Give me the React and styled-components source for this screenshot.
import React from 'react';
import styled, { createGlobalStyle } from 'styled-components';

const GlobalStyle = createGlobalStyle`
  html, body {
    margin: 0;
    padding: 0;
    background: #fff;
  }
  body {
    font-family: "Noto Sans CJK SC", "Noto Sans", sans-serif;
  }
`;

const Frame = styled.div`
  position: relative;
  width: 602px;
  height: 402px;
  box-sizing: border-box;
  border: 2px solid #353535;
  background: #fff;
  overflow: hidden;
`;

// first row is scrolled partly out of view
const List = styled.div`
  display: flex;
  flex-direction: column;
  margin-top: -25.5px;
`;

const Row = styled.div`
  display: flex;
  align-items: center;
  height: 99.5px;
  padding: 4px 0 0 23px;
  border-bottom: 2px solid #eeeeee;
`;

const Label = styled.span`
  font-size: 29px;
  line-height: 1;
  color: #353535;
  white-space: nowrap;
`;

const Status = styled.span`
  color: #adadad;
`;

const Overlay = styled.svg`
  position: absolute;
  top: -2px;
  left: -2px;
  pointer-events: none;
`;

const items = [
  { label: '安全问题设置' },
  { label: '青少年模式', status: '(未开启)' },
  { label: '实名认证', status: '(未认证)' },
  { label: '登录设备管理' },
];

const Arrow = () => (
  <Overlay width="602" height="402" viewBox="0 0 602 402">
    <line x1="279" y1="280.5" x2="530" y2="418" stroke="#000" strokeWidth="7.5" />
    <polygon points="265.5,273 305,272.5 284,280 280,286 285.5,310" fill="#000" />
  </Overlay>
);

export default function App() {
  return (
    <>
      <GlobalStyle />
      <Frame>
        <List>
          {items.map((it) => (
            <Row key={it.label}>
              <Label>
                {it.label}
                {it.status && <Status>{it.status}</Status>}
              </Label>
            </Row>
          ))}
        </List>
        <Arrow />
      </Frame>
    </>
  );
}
==
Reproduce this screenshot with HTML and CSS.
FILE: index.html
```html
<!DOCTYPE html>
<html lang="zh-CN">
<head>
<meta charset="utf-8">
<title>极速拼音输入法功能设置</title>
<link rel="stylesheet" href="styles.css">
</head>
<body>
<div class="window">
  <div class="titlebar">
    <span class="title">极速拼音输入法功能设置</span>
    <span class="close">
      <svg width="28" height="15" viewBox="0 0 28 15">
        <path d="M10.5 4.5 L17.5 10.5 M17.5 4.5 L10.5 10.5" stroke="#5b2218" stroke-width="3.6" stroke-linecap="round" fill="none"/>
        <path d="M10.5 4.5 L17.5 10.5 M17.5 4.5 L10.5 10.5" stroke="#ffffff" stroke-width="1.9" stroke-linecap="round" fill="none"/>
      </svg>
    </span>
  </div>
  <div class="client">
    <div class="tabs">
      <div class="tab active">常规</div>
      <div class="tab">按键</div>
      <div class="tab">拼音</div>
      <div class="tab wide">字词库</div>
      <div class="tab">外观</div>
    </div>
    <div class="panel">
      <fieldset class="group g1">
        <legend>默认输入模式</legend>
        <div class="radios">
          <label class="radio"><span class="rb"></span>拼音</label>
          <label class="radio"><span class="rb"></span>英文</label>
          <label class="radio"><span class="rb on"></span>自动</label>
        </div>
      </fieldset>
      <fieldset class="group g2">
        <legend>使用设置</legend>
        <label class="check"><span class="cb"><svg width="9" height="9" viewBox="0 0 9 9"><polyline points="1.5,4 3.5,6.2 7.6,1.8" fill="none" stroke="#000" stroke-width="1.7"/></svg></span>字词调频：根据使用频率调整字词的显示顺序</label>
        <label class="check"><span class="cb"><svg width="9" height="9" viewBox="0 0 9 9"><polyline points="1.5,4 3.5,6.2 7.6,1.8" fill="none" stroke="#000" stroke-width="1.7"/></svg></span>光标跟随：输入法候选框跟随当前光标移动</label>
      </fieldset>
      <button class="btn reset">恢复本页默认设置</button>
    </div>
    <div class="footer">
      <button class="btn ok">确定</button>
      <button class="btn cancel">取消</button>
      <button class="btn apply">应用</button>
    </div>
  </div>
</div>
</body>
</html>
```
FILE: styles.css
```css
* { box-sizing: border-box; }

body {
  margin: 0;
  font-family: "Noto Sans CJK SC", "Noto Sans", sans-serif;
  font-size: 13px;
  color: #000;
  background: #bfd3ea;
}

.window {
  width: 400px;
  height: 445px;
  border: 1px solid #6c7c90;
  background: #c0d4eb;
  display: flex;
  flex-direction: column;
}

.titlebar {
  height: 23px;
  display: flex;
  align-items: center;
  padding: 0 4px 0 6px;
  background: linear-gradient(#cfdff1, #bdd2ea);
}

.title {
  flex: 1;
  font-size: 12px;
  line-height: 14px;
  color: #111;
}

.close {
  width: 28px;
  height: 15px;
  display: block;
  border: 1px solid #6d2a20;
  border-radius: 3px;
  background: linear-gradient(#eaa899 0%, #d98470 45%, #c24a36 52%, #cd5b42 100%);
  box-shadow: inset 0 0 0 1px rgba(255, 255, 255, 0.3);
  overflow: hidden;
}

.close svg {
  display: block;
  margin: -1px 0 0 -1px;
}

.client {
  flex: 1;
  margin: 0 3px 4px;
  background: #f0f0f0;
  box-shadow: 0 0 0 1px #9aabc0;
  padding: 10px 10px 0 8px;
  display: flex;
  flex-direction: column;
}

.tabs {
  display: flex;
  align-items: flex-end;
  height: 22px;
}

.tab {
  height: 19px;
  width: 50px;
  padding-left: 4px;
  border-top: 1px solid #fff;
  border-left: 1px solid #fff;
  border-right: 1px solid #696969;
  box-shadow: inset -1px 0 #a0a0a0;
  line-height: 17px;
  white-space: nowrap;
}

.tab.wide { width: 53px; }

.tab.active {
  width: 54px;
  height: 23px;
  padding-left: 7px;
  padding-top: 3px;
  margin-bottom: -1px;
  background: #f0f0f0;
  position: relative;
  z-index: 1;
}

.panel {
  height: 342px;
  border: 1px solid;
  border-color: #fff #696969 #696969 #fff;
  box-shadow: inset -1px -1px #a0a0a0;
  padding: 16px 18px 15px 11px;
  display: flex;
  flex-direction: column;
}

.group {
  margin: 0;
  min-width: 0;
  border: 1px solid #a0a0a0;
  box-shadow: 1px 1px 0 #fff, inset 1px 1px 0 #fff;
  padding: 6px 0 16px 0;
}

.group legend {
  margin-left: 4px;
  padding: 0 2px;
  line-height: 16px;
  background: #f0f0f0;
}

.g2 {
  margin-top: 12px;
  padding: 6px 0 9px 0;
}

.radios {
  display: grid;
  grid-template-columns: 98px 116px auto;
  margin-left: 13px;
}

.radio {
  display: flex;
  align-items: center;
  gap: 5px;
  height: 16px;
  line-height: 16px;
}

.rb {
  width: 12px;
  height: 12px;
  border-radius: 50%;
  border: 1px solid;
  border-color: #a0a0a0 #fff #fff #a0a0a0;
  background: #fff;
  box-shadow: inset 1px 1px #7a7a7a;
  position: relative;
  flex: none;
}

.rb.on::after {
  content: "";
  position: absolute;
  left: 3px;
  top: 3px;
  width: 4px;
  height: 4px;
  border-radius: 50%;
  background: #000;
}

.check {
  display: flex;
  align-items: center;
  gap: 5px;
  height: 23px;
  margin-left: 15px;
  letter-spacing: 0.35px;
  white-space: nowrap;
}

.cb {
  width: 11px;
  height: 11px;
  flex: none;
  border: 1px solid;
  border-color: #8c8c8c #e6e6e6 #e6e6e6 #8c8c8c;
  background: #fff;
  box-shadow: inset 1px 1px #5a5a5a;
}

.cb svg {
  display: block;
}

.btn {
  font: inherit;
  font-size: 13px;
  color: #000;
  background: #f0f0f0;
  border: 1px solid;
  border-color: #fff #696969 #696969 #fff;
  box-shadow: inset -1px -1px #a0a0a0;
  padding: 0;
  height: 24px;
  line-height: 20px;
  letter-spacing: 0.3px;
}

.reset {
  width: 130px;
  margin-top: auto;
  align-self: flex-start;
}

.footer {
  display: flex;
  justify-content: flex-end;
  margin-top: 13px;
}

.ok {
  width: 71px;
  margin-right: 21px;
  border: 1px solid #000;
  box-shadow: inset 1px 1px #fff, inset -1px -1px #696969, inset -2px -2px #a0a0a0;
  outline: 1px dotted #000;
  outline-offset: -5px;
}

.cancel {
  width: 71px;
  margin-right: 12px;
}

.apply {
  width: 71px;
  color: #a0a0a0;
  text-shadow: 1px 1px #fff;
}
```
==
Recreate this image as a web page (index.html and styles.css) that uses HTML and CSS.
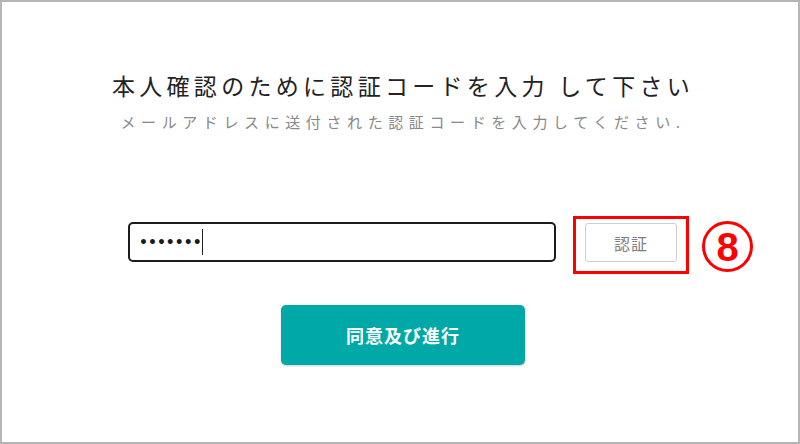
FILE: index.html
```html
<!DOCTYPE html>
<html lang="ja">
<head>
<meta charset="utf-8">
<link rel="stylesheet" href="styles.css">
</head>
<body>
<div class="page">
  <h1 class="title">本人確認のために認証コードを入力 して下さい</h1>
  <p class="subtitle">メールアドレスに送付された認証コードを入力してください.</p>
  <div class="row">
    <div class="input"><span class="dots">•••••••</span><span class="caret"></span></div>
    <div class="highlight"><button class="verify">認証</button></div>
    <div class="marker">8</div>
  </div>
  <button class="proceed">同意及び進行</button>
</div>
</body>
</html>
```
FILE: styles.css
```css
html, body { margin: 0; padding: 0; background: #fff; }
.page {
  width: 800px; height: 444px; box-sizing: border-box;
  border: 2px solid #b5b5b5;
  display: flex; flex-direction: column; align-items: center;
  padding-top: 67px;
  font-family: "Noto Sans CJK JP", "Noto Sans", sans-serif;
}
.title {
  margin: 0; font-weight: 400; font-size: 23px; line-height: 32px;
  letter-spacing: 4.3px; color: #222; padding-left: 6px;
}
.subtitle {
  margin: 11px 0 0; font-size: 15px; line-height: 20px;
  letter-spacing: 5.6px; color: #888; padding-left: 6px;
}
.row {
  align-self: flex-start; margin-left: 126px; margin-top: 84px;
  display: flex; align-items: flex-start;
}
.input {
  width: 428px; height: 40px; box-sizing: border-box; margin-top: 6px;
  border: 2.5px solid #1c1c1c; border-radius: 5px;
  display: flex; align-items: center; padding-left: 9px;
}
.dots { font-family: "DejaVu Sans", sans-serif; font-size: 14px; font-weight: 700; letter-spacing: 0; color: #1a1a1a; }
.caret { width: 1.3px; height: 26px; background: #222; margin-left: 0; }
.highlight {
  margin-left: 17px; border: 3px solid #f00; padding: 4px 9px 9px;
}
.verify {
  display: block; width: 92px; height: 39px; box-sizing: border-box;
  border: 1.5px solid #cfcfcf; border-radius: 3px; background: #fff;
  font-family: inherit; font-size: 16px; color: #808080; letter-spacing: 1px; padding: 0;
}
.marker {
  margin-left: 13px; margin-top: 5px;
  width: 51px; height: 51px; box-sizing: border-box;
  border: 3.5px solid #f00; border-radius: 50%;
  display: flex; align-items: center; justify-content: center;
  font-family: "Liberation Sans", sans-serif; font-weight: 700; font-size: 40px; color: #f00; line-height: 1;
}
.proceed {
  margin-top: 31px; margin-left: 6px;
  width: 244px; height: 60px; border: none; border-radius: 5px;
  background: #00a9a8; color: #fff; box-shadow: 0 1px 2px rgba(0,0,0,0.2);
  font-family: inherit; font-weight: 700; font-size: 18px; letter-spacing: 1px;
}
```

REQUIREMENTS >>
Gather each line that holds "this".

OUTPUT >>
Give me the React and styled-components source for this screenshot.
Reproduce this screenshot with HTML and CSS.
Recreate this image as a web page (index.html and styles.css) that uses HTML and CSS.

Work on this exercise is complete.